What This Chapter Is About
Jethro, the Midianite priest and Moses's father-in-law, hears what God has done, brings Zipporah and Moses's sons to the wilderness, blesses the LORD, and offers sacrifices. He then advises Moses to delegate judicial authority to qualified leaders at multiple levels.
What Makes This Chapter Remarkable
A non-Israelite priest acknowledges YHWH's supremacy — 'Now I know that the LORD is greater than all gods' (v11). Jethro's confession forms a counterpoint to Pharaoh's rejection. His administrative counsel (vv17-23) introduces the principle that wise governance is not opposed to divine calling — practical wisdom from an outsider restructures Israel's leadership. Moses's two sons' names together summarize his biography: Gershom ('sojourner there') encodes alienation, Eliezer ('my God is help') encodes rescue.
Translation Friction
We rendered Jethro's title kohen Midyan as 'priest of Midian' without specifying which deity he served, since the text does not clarify and his conversion scene in v11 suggests a genuine theological turn.

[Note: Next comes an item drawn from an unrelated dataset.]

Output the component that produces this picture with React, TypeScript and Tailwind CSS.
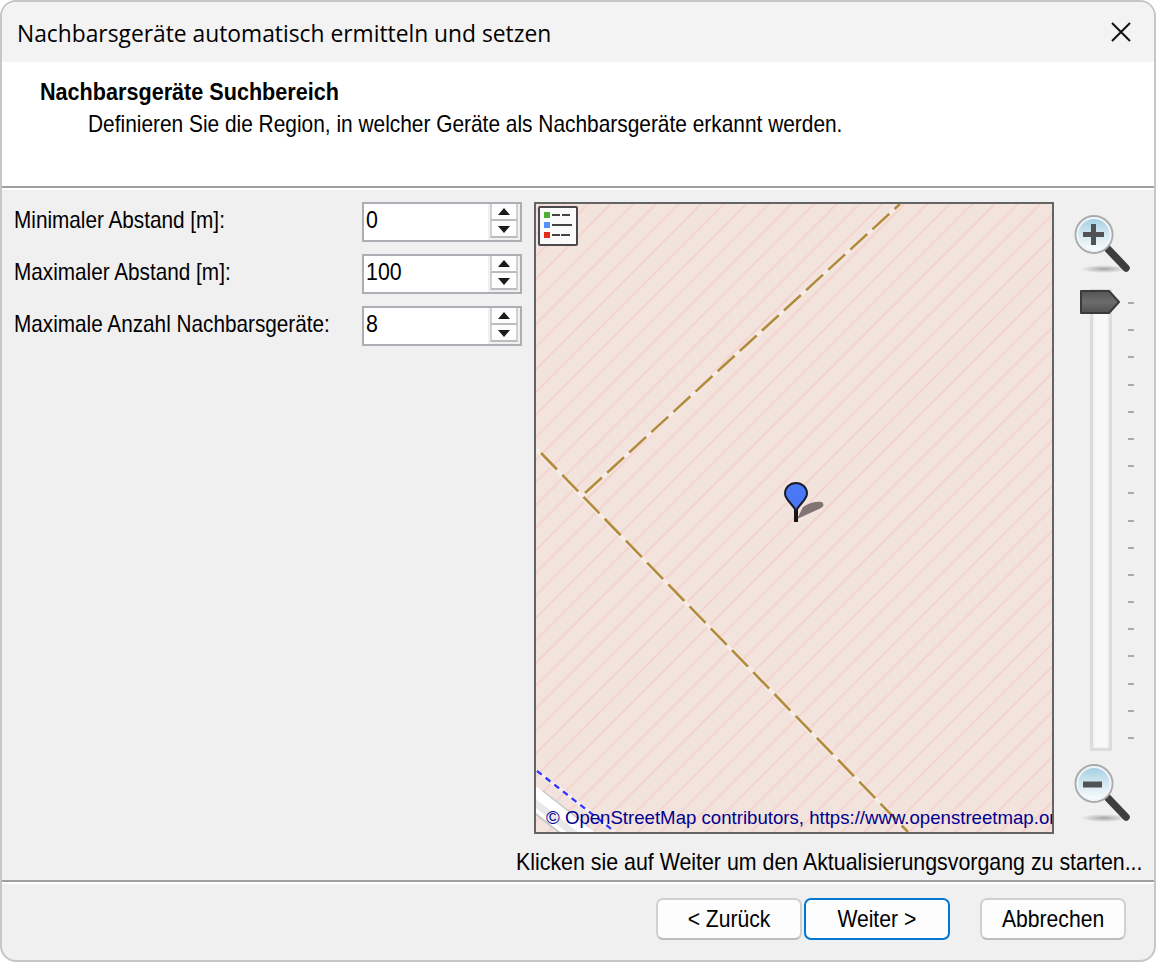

The verb shillach describing Moses sending Zipporah back (v2) is the same verb used for Pharaoh releasing Israel — we noted this wordplay. Jethro's qualifications for judges — 'capable men who fear God, trustworthy, who hate dishonest gain' (v21) — we rendered with accessible English rather than technical legal vocabulary.
Connections
Jethro's administrative structure reappears in Deuteronomy 1:9-18. His confession echoes Rahab's in Joshua 2:9-11. The judicial delegation principle shapes Israel's governance through the period of the judges. The shared meal between Jethro and Israel's elders (v12) anticipates the covenant meal of 24:11.